U.S. Energy Secretary Steven Chu announced the Department finalized a $737 million loan guarantee to Tonopah Solar Energy, LLC to develop the Crescent Dunes Solar Energy Project. The solar project, sponsored by SolarReserve, LLC, is a 110 megawatt concentrating solar power tower generating facility with molten salt as the primary heat transfer and storage medium. It will be the first of its kind in the United States and the tallest molten salt tower in the world. Located 14 miles northwest of Tonopah, Nevada on land leased from the Bureau of Land Management, the company anticipates the facility will fund 600 construction jobs and 45 permanent jobs. The Crescent Dunes Solar Energy facility is expected to avoid nearly 290,000 metric tons of carbon dioxide annually and produce enough electricity to power over 43,000 homes.

“If we want to be a player in the global clean energy race, we must continue to invest in innovative technologies that enable commercial-scale deployment of clean, renewable power like solar,” said Secretary Chu. “Solar generation facilities, like the Crescent Dunes Solar Energy Project, help supply energy to local utilities and create hundreds of good, American clean energy jobs.”

The project includes 17,500 heliostats (mirror assemblies) that collect and focus the sun’s thermal energy to heat molten salt flowing through an approximately 640-foot tall solar power tower. The high temperature molten salt circulates from the tower to a storage tank, where it is then used to produce steam and generate electricity. Excess thermal energy is stored in the molten salt and can be called upon at any time to create additional steady, clean, renewable power for up to ten hours, even in the evening hours and when direct sunlight isn’t available. This increases grid stability and reduces the need for carbon pollution emitting generators, which currently supplement intermittent renewable generation technologies during periods of no or low solar resource. The molten salt technology was demonstrated at the Solar Two facility in conjunction with the U.S. Department of Energy’s National Renewable Energy Laboratory. Power from the project will be sold to Nevada Power Company, a utility subsidiary of NV Energy, Inc.

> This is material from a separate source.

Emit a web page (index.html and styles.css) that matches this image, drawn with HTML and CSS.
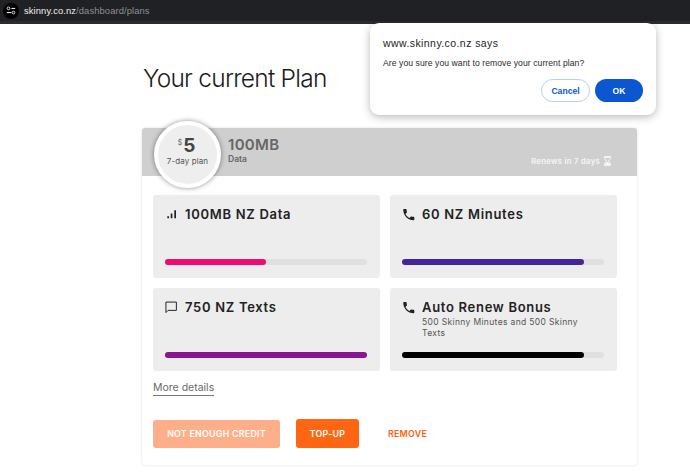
FILE: index.html
```html
<!DOCTYPE html>
<html lang="en">
<head>
<meta charset="utf-8">
<title>Your current Plan</title>
<link rel="stylesheet" href="styles.css">
</head>
<body>
<div class="urlbar">
  <span class="site-icon">
    <svg width="12" height="10" viewBox="0 0 12 10"><circle cx="3" cy="2.5" r="1.6" fill="none" stroke="#fff" stroke-width="1"/><path d="M6.5 2.5H11M1 7.5H6.5" stroke="#fff" stroke-width="1.2"/><circle cx="9" cy="7.5" r="1.6" fill="none" stroke="#fff" stroke-width="1"/></svg>
  </span>
  <span class="url"><span class="url-host">skinny.co.nz</span>/dashboard/plans</span>
</div>
<main class="page">
  <h1 class="title">Your current Plan</h1>
  <section class="card">
    <header class="card-head">
      <div class="badge">
        <div class="price"><span class="dollar">$</span><span class="amount">5</span></div>
        <div class="period">7-day plan</div>
      </div>
      <div class="plan-name">
        <div class="plan-size">100MB</div>
        <div class="plan-type">Data</div>
      </div>
      <div class="renews">Renews in 7 days
        <svg class="hourglass" width="7" height="10" viewBox="0 0 8 11"><path d="M.5.5h7v2.2L5 5.5l2.5 2.8v2.200h-7V8.300L3 5.500.5 2.700z" fill="none" stroke="#fff" stroke-width="1"/><path d="M1.500 9.700h5V8.600L4 6.500 1.500 8.600zM1.500 1.200h5v1H1.500z" fill="#fff"/></svg>
      </div>
    </header>
    <div class="card-body">
      <div class="grid">
        <div class="panel">
          <div class="panel-head">
            <svg class="icon" width="16" height="16" viewBox="0 0 16 16"><path d="M2.300 10.300h1.700v2H2.300zM5.700 7.500h1.700v4.800H5.700zM9.300 4.300h1.700v8H9.300z" fill="#222"/></svg>
            <div class="panel-title">100MB NZ Data</div>
          </div>
          <div class="track"><div class="fill fill-data"></div></div>
        </div>
        <div class="panel">
          <div class="panel-head">
            <svg class="icon" width="16" height="16" viewBox="1 -2 26 26"><path d="M6.600 10.800c1.400 2.800 3.800 5.100 6.600 6.600l2.200-2.200c.3-.3.700-.4 1-.2 1.100.4 2.300.6 3.600.6.600 0 1 .4 1 1V20c0 .6-.4 1-1 1C10.600 21 3 13.400 3 4c0-.6.400-1 1-1h3.500c.6 0 1 .4 1 1 0 1.300.2 2.500.6 3.600.1.300 0 .7-.2 1z" fill="#222"/></svg>
            <div class="panel-title">60 NZ Minutes</div>
          </div>
          <div class="track"><div class="fill fill-min"></div></div>
        </div>
        <div class="panel">
          <div class="panel-head">
            <svg class="icon" width="16" height="16" viewBox="2 -1.500 26 26"><path d="M3.500 3.500h17v13.500H7l-3.500 3.500z" fill="none" stroke="#222" stroke-width="1.600" stroke-linejoin="round"/></svg>
            <div class="panel-title">750 NZ Texts</div>
          </div>
          <div class="track"><div class="fill fill-text"></div></div>
        </div>
        <div class="panel">
          <div class="panel-head">
            <svg class="icon" width="16" height="16" viewBox="1 -2 26 26"><path d="M6.600 10.800c1.400 2.800 3.800 5.100 6.600 6.600l2.200-2.200c.3-.3.700-.4 1-.2 1.100.4 2.300.6 3.600.6.600 0 1 .4 1 1V20c0 .6-.4 1-1 1C10.600 21 3 13.400 3 4c0-.6.400-1 1-1h3.500c.6 0 1 .4 1 1 0 1.300.2 2.500.6 3.600.1.300 0 .7-.2 1z" fill="#222"/></svg>
            <div>
              <div class="panel-title">Auto Renew Bonus</div>
              <div class="panel-sub">500 Skinny Minutes and 500 Skinny Texts</div>
            </div>
          </div>
          <div class="track"><div class="fill fill-bonus"></div></div>
        </div>
      </div>
      <a class="more" href="#">More details</a>
      <div class="actions">
        <button class="btn btn-off">NOT ENOUGH CREDIT</button>
        <button class="btn btn-top">TOP-UP</button>
        <button class="btn btn-remove">REMOVE</button>
      </div>
    </div>
  </section>
</main>
<div class="dialog">
  <div class="dialog-title">www.skinny.co.nz says</div>
  <div class="dialog-msg">Are you sure you want to remove your current plan?</div>
  <div class="dialog-actions">
    <button class="dbtn dbtn-cancel">Cancel</button>
    <button class="dbtn dbtn-ok">OK</button>
  </div>
</div>
</body>
</html>
```
FILE: styles.css
```css
* { box-sizing: border-box; }
html, body { margin: 0; padding: 0; }
body { width: 690px; height: 473px; overflow: hidden; background: #fff; font-family: "Inter", "Liberation Sans", sans-serif; color: #222; position: relative; }
button { font-family: inherit; cursor: pointer; }

.urlbar { height: 24px; background: #202124; border-bottom: 3px solid #2b2c2f; display: flex; align-items: center; padding-left: 3px; gap: 5px; }
.site-icon { width: 16px; height: 16px; border-radius: 50%; background: #000; display: flex; align-items: center; justify-content: center; }
.site-icon svg { width: 10px; height: 9px; }
.url { font: 400 9.4px/1 "Liberation Sans", sans-serif; color: #8e8f92; letter-spacing: .1px; }
.url-host { color: #f1f1f1; }

.page { padding: 0 0 0 142px; width: 637px; }
.title { margin: 39px 0 0 1px; height: 65px; font-size: 24.5px; font-weight: 300; line-height: 30px; color: #1c1c1c; letter-spacing: -.76px; }

.card { width: 495px; height: 337px; border-radius: 3px; box-shadow: 0 0 3px rgba(0,0,0,.12); background: #fff; }
.card-head { height: 48px; background: #cfcfcf; border-radius: 3px 3px 0 0; display: flex; position: relative; padding-left: 86px; }
.badge { position: absolute; left: 12px; top: -7px; width: 67px; height: 67px; border-radius: 50%; background: #eee; border: 4px solid #fff; box-shadow: 0 0 5px rgba(0,0,0,.45); text-align: center; padding-top: 10px; }
.price { display: flex; justify-content: center; align-items: flex-start; height: 21px; padding-right: 2px; }
.dollar { font-size: 7px; color: #666; margin-top: 3px; margin-right: 1px; }
.amount { font-size: 19px; font-weight: 700; line-height: 21px; color: #444; }
.period { font-size: 8px; line-height: 10px; color: #555; white-space: nowrap; letter-spacing: .1px; }
.plan-name { padding-top: 8px; color: #666; }
.plan-size { font-size: 15px; font-weight: 600; line-height: 17px; letter-spacing: .3px; }
.plan-type { font-size: 8.5px; font-weight: 600; line-height: 12px; }
.renews { margin-left: auto; margin-right: 26px; margin-top: 27px; height: 12px; font-size: 7.7px; font-weight: 600; color: #f6f6f6; display: flex; align-items: center; gap: 4px; letter-spacing: .3px; }

.card-body { padding: 19px 20px 0 11px; }
.grid { display: grid; grid-template-columns: 227px 227px; grid-auto-rows: 83px; column-gap: 10px; row-gap: 10px; }
.panel { background: #ededed; border-radius: 3px; padding: 9px 13px 0 12px; display: flex; flex-direction: column; }
.panel-head { display: flex; gap: 3px; height: 55px; }
.icon { flex: none; margin-top: 2px; }
.panel-title { font-size: 13px; font-weight: 600; line-height: 20px; color: #222; letter-spacing: .7px; padding-left: 1px; white-space: nowrap; }
.panel-sub { font-size: 8.5px; line-height: 11px; color: #555; padding-left: 1px; letter-spacing: .35px; width: 170px; }
.track { height: 6px; border-radius: 3px; background: #e0e0e0; width: 202px; }
.fill { height: 100%; border-radius: 3px; }
.fill-data { width: 50%; background: #ef0a70; }
.fill-min { width: 90%; background: #45259a; }
.fill-text { width: 100%; background: #8a1590; }
.fill-bonus { width: 90%; background: #000; }

.more { display: inline-block; margin-top: 10px; font-size: 10.5px; line-height: 14px; color: #6a6a6a; text-decoration: none; border-bottom: 1px solid #777; }
.actions { display: flex; margin-top: 23px; align-items: center; }
.btn { border: 0; border-radius: 3px; font-size: 8.8px; font-weight: 600; color: #fff; padding: 0; letter-spacing: .28px; }
.btn-off { width: 127px; height: 28px; background: #ffae8a; }
.btn-top { width: 63px; height: 29px; margin-left: 16px; background: #ff6614; }
.btn-remove { width: 97px; height: 28px; background: transparent; color: #ff5f0f; }

.dialog { position: absolute; left: 370px; top: 23px; width: 286px; height: 92px; background: #fff; border-radius: 9px; box-shadow: 0 2px 8px rgba(0,0,0,.28); padding: 13px 13px 0; font-family: "Liberation Sans", sans-serif; }
.dialog-title { font-size: 10.5px; font-weight: 400; line-height: 14px; color: #1d1d1f; letter-spacing: .42px; }
.dialog-msg { margin-top: 7px; font-size: 8.6px; line-height: 12px; color: #2a2a2a; letter-spacing: .07px; }
.dialog-actions { display: flex; justify-content: flex-end; gap: 5px; margin-top: 10px; }
.dbtn { height: 23px; border-radius: 12px; font-size: 8.6px; font-weight: 700; font-family: inherit; padding: 0; }
.dbtn-cancel { width: 49px; background: #fff; border: 1px solid #b5d0f7; color: #0b57d0; }
.dbtn-ok { width: 48px; background: #0b57d0; border: 0; color: #fff; }
```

The Department of Energy’s Loan Programs Office (LPO) administers three separate programs: the Title XVII Section 1703 and Section 1705 loan guarantee programs, and the Advanced Technology Vehicle Manufacturing (ATVM) loan program. The Title XVII loan guarantee programs support the deployment of commercial technologies along with innovative technologies that avoid, reduce, or sequester greenhouse gas emissions, while the ATVM loan program supports the development of advanced vehicle technologies. To date, the Department has issued loans, loan guarantees or offered conditional commitments for loan guarantees totaling nearly $40 billion to support more than 40 clean energy projects across the United States, including several of the world’s largest solar generation facilities, three geothermal projects, the world’s largest wind farm, and the nation’s first new nuclear power plant in three decades.